One last question to Dr. Deng also, if I may. The OLS structure--what will be the implications of the United States simply saying: We are going to get aid directly to the people in the South; if it happens with the cooperation of Government allowing the OLS structure to do it, fine, if it doesn't, then we are just going to do it.
What would be the implications of that?
MR. DENG: Well, I sincerely think the time has come when sovereignty is no longer accepted as a barricade in which governments protect themselves against international scrutiny. I think a view has emerged that sovereignty carries with it responsibilities for the protection and assistance of citizens and all those under the sovereignty of the state, which means that if a government does not live up to at least the minimum standards of responsibility toward the citizens, they can expect international involvement.

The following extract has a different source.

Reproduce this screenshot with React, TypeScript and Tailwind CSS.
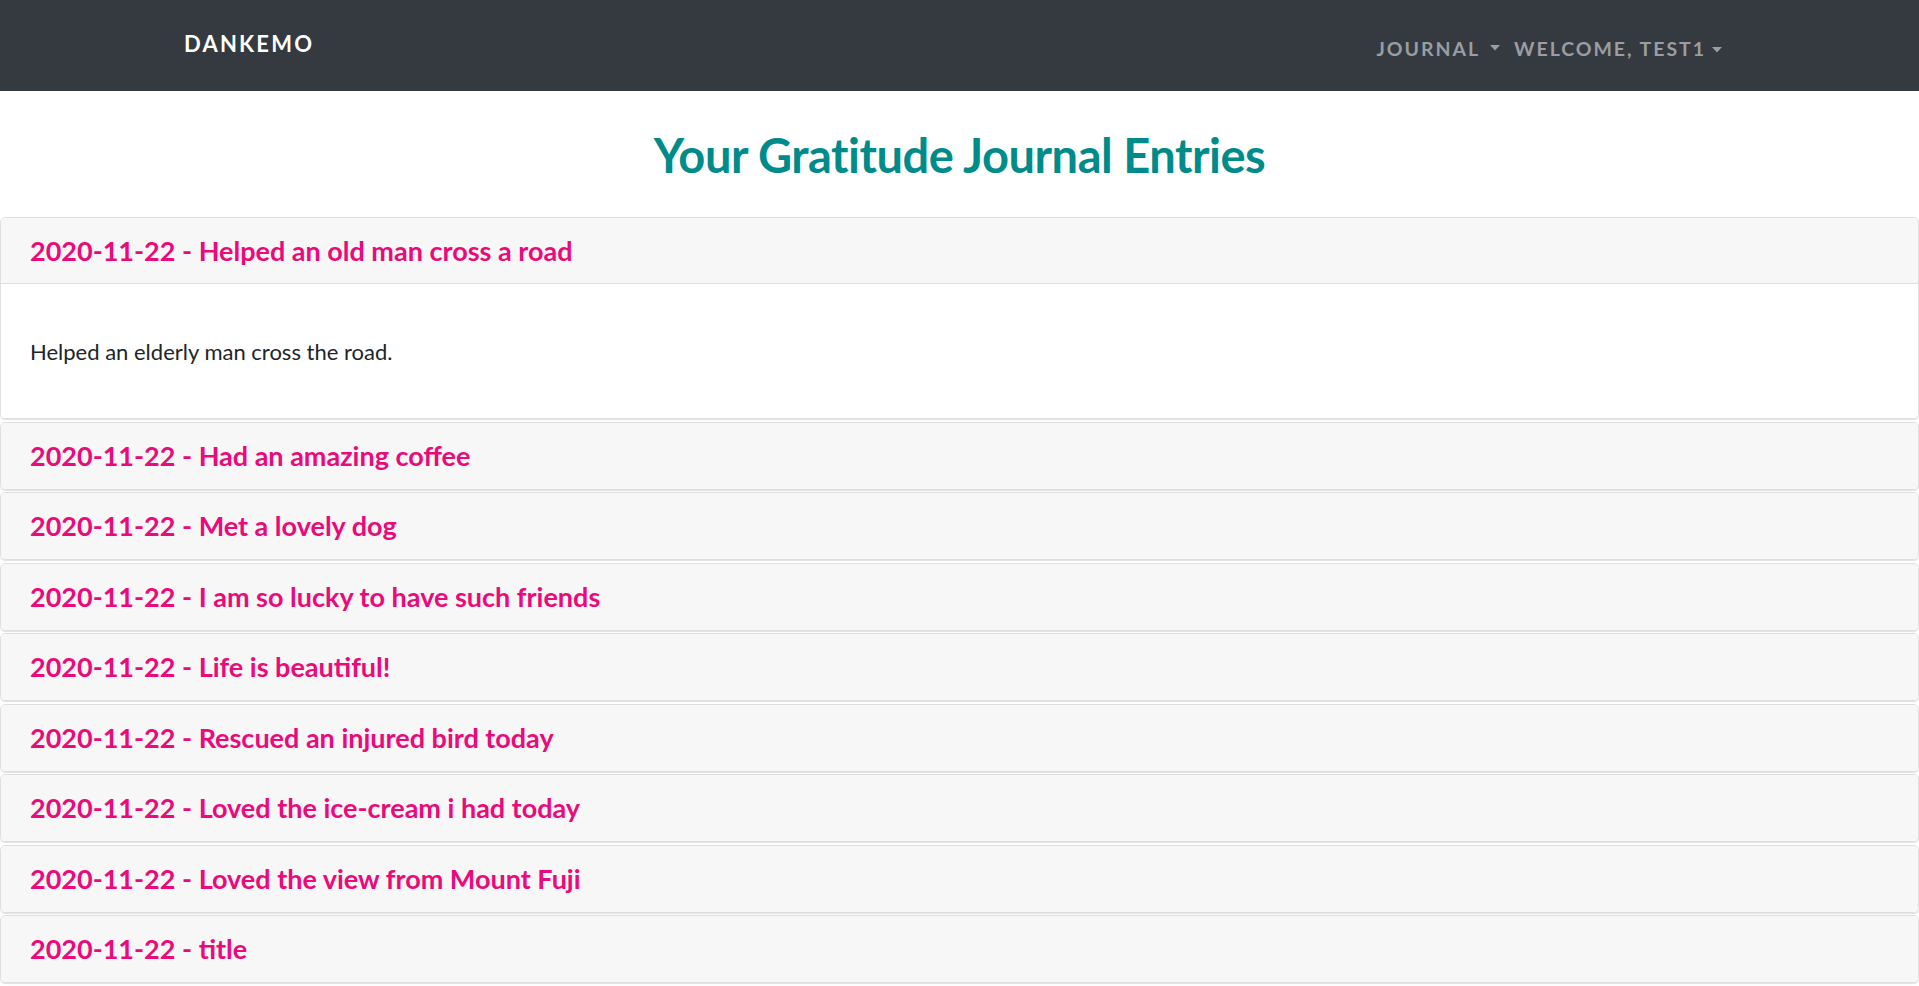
import React from 'react';

const entries = [
  { date: '2020-11-22', title: 'Helped an old man cross a road', body: 'Helped an elderly man cross the road.' },
  { date: '2020-11-22', title: 'Had an amazing coffee', body: '' },
  { date: '2020-11-22', title: 'Met a lovely dog', body: '' },
  { date: '2020-11-22', title: 'I am so lucky to have such friends', body: '' },
  { date: '2020-11-22', title: 'Life is beautiful!', body: '' },
  { date: '2020-11-22', title: 'Rescued an injured bird today', body: '' },
  { date: '2020-11-22', title: 'Loved the ice-cream i had today', body: '' },
  { date: '2020-11-22', title: 'Loved the view from Mount Fuji', body: '' },
  { date: '2020-11-22', title: 'title', body: '' },
];

const Caret: React.FC = () => (
  <svg width="10" height="6" viewBox="0 0 10 6" className="inline-block ml-[10px] mb-[3px]">
    <path d="M0 0 L10 0 L5 5.5 Z" fill="currentColor" />
  </svg>
);

const App: React.FC = () => {
  return (
    <div className="min-h-screen bg-white font-['Lato',sans-serif] text-[#212529]">
      {/* navbar */}
      <nav className="h-[91px] bg-[#343a40] flex items-start justify-between pl-[184px] pr-[197px]">
        <a className="mt-[29px] text-white font-bold text-[22px] tracking-[0.1em] uppercase leading-[30px]">Dankemo</a>
        <div className="mt-[35px] flex items-center text-[#9a9da1] font-bold text-[19.5px] tracking-[0.1em] uppercase leading-[28px]">
          <span className="flex items-center">
            Journal
            <Caret />
          </span>
          <span className="flex items-center ml-[14px]">
            Welcome, Test1
            <span className="-ml-[4px]">
              <Caret />
            </span>
          </span>
        </div>
      </nav>

      <main>
        <div className="h-[126px] flex items-center justify-center">
          <h1 className="text-[#008b8b] font-bold text-[47px] tracking-[-0.01em] leading-[56px] mt-[2px]">
            Your Gratitude Journal Entries
          </h1>
        </div>

        <div className="flex flex-col gap-[2.5px]">
          {entries.map((e, i) => (
            <div
              key={i}
              className="border border-[#dfdfdf] rounded-[5px] overflow-hidden shadow-[0_1px_1px_rgba(0,0,0,0.12)]"
            >
              <div className={`h-[66px] bg-[#f7f7f7] flex items-center px-[29px] ${i === 0 ? 'border-b border-[#dfdfdf]' : ''}`}>
                <h5 className="text-[#ea0a7a] font-bold text-[27px] leading-[32px]">
                  {e.date} - {e.title}
                </h5>
              </div>
              {i === 0 && (
                <div className="bg-white px-[29px] pt-[52px] pb-[51px]">
                  <p className="text-[22px] leading-[31px]">{e.body}</p>
                </div>
              )}
            </div>
          ))}
        </div>
      </main>
    </div>
  );
};

export default App;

Already, OLS was perceived as quite a breakthrough to the normal, conventional view of sovereignty. But to the extent that governments still exercise considerable influence, OLS continues to be very much influenced, and some would say controlled, by the Government.
I think the fact that there are still needy areas where sometimes the intervention of the Government blocks access would justify any action to be able to reach people who need to be reached, whatever the position of the government.
RABBI SAPERSTEIN: Professor Biro?
PROFESSOR BIRO: Operation Lifeline Sudan is functioning on a tripartite agreement between the United Nations, the Government of Khartoum and the SPLA. It is simply like that--put pressure on the parties to respect their undertakings under the OLS conventions. Just last week, an agreement was signed in Geneva by UNICEF, which in fact is running OLS, and the SPLA--the SPLA in particular has undertaken unilaterally obligations to respect international human rights convention as customary law; the same applies to the Government, without any specific new agreement or undertaking--just put pressure on the parties to live up to their commitments so far.
RABBI SAPERSTEIN: I want to thank all three of you. This has been an extraordinary beginning to this hearing. We are grateful.